It seems that any time there’s civil unrest in authoritarian countries, there’s always a social media angle.
During last year’s Iranian unrest there seemed to be more mentions of Twitter than the Ayatollahs. Features editors from Berlin to L.A haven’t missed an opportunity over the past five years to remind us all how new ‘social’ media technology is being used to challenge authoritarian political orders from Tehran to Beijing. More often than not, they contain rather silly headlines such as, ‘Will Twitter Power bring Iranian Government to Its Knees?’ and ‘Clickivists – The New Digital Revolutionaries!’
The ‘Armchair Activism’ debate
Last week, adherents of social media clashed with US writer and theorist, Malcolm Gladwell on the subject of whether digital activism is an effective channel for change. Gladwell, as anyone who reads the top ten business books knows, is the author of the best selling and highly influential ‘The Tipping Point’. His latest article for the New Yorker Magazine questions the importance of Twitter and Facebook in bringing about social change, and takes apart claims that ‘armchair activism’ had any meaningful impact on the recent social unrest in Iran.
In a provocative broadside to social media elite, he compares the activism of the US Civil Rights activists in the 1960’s to the people who Tweet messages of support during national unrest in far off authoritarian countries like Iran. In his detailed analysis of the US Civil Rights example, he points to the social bonds, moral and political values that defined a generation of people in 1960’s America to challenge segregation in southern states, where college students and their supporters braved cudgels and lynchings on a long road to securing political freedoms.
But the so-called activism displayed through social media isn’t like this at all, Gladwell argues convincingly. Social activism that actually changes people’s lives and the course of history is rooted in hierarchy, taking risks and sometimes, putting your safety on the line to protect your values. Rather than increasing motivation, he maintains, “social media is only effective at increasing participation—by lessening the level of motivation that participation requires. Facebook and the like are tools for building networks, which are the opposite, in structure and character, of hierarchies.”
Publicising an issue isn’t the same as actually following through and bringing about social change

“The Revolution Will Not be Tweeted”
Social media ‘champions’ and online activists were up in arms at the recent Malcolm Gladwell article, but I’m actually on his side on this one.

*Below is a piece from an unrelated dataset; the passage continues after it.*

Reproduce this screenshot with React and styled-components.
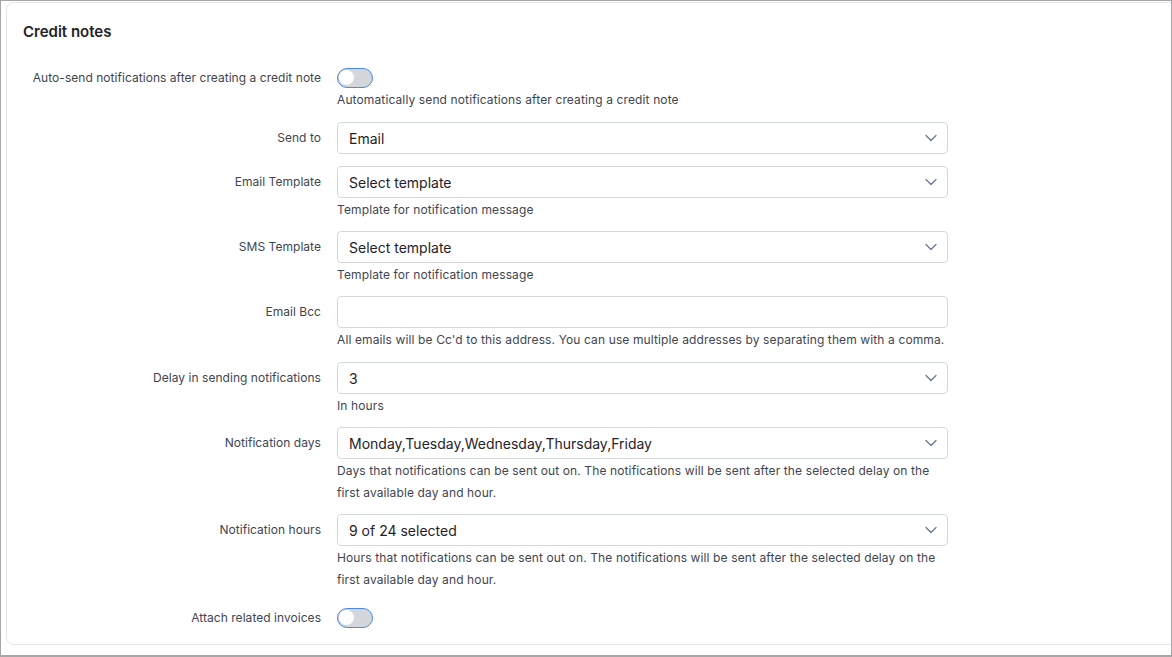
import React from "react";
import styled, { createGlobalStyle } from "styled-components";

const Global = createGlobalStyle`
  html, body { margin: 0; padding: 0; background: #ffffff; }
  body { font-family: Inter, "Noto Sans", "Liberation Sans", sans-serif; -webkit-font-smoothing: antialiased; }
  * { box-sizing: border-box; }
`;

const Frame = styled.div`
  width: 1172px;
  height: 657px;
  border: 1px solid #a6a6a6;
  border-bottom-width: 2px;
  padding: 1px 0 0 5px;
  overflow: hidden;
  background: #fff;
`;

const Card = styled.section`
  width: 1200px;
  height: 643px;
  border: 1px solid #e3e6eb;
  border-radius: 8px;
  padding: 0 16px;
`;

const Title = styled.h2`
  margin: 0;
  padding-top: 19px;
  height: 59px;
  font-size: 15px;
  line-height: 20px;
  font-weight: 600;
  color: #1f2329;
`;

const Form = styled.div`
  display: flex;
  flex-direction: column;
`;

const Row = styled.div`
  display: grid;
  grid-template-columns: 298px 611px;
  column-gap: 16px;
  margin-bottom: ${(p) => p.$mb ?? 10}px;
`;

const Label = styled.label`
  text-align: right;
  font-size: 12px;
  line-height: 16px;
  padding-top: 8px;
  letter-spacing: 0.04px;
  color: #3f4550;
`;

const Field = styled.div`
  display: flex;
  flex-direction: column;
`;

const SelectBox = styled.div`
  height: 32px;
  border: 1px solid #d3d8de;
  border-radius: 4px;
  display: flex;
  align-items: center;
  justify-content: space-between;
  padding: 0 10px 0 11px;
  font-size: 14px;
  color: #1f2329;
  background: #fff;
`;

const Input = styled.div`
  height: 32px;
  border: 1px solid #d3d8de;
  border-radius: 4px;
  background: #fff;
`;

const Help = styled.div`
  margin-top: 1px;
  font-size: 12px;
  line-height: 22px;
  letter-spacing: 0.12px;
  color: #3f4550;
`;

const Toggle = styled.div`
  margin-top: 6px;
  width: 36px;
  height: 20px;
  border: 1.5px solid #4f87e6;
  border-radius: 10px;
  background: #d3d6db;
  position: relative;
  &::after {
    content: "";
    position: absolute;
    left: 1px;
    top: 1px;
    width: 15px;
    height: 15px;
    border-radius: 50%;
    background: #fff;
  }
`;

const Chevron = () => (
  <svg width="12" height="8" viewBox="0 0 12 8" fill="none">
    <path d="M1 1.5L6 6.5L11 1.5" stroke="#6b7a90" strokeWidth="1.3" strokeLinecap="round" strokeLinejoin="round" />
  </svg>
);

const Select = ({ value }) => (
  <SelectBox>
    <span>{value}</span>
    <Chevron />
  </SelectBox>
);

export default function App() {
  return (
    <>
      <Global />
      <Frame>
        <Card>
          <Title>Credit notes</Title>
          <Form>
            <Row $mb={11}>
              <Label>Auto-send notifications after creating a credit note</Label>
              <Field>
                <Toggle />
                <Help>Automatically send notifications after creating a credit note</Help>
              </Field>
            </Row>
            <Row $mb={12}>
              <Label>Send to</Label>
              <Field>
                <Select value="Email" />
              </Field>
            </Row>
            <Row>
              <Label>Email Template</Label>
              <Field>
                <Select value="Select template" />
                <Help>Template for notification message</Help>
              </Field>
            </Row>
            <Row>
              <Label>SMS Template</Label>
              <Field>
                <Select value="Select template" />
                <Help>Template for notification message</Help>
              </Field>
            </Row>
            <Row $mb={11}>
              <Label>Email Bcc</Label>
              <Field>
                <Input />
                <Help>All emails will be Cc'd to this address. You can use multiple addresses by separating them with a comma.</Help>
              </Field>
            </Row>
            <Row>
              <Label>Delay in sending notifications</Label>
              <Field>
                <Select value="3" />
                <Help>In hours</Help>
              </Field>
            </Row>
            <Row>
              <Label>Notification days</Label>
              <Field>
                <Select value="Monday,Tuesday,Wednesday,Thursday,Friday" />
                <Help>Days that notifications can be sent out on. The notifications will be sent after the selected delay on the first available day and hour.</Help>
              </Field>
            </Row>
            <Row $mb={11}>
              <Label>Notification hours</Label>
              <Field>
                <Select value="9 of 24 selected" />
                <Help>Hours that notifications can be sent out on. The notifications will be sent after the selected delay on the first available day and hour.</Help>
              </Field>
            </Row>
            <Row>
              <Label>Attach related invoices</Label>
              <Field>
                <Toggle />
              </Field>
            </Row>
          </Form>
        </Card>
      </Frame>
    </>
  );
}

Publicising an issue isn’t the same as actually following through and bringing about social change. More often than not I suspect that ‘online activists’ revel in hanging out in a perpetual online talking shop – ‘Citizen Smiths for the digital age’ if you like.
And you don’t need to travel far to look for an example that would be perfectly suitable for a wave of 1960s style activism. We’re living in the frightening shadow of one of the biggest post-war issues – the aftermath of the banking crash.
The only attempt at a solution from elected governments was to hand over much their sovereign wealth to the people who lost it in the first place – the banks. A bit like an impressionable child giving the last of its savings to a gambling addict on the steps of a casino. Quite why almost no portion of society has become ‘active’ in the traditional sense remains a modern mystery. Maybe they’re too busy tweeting about it.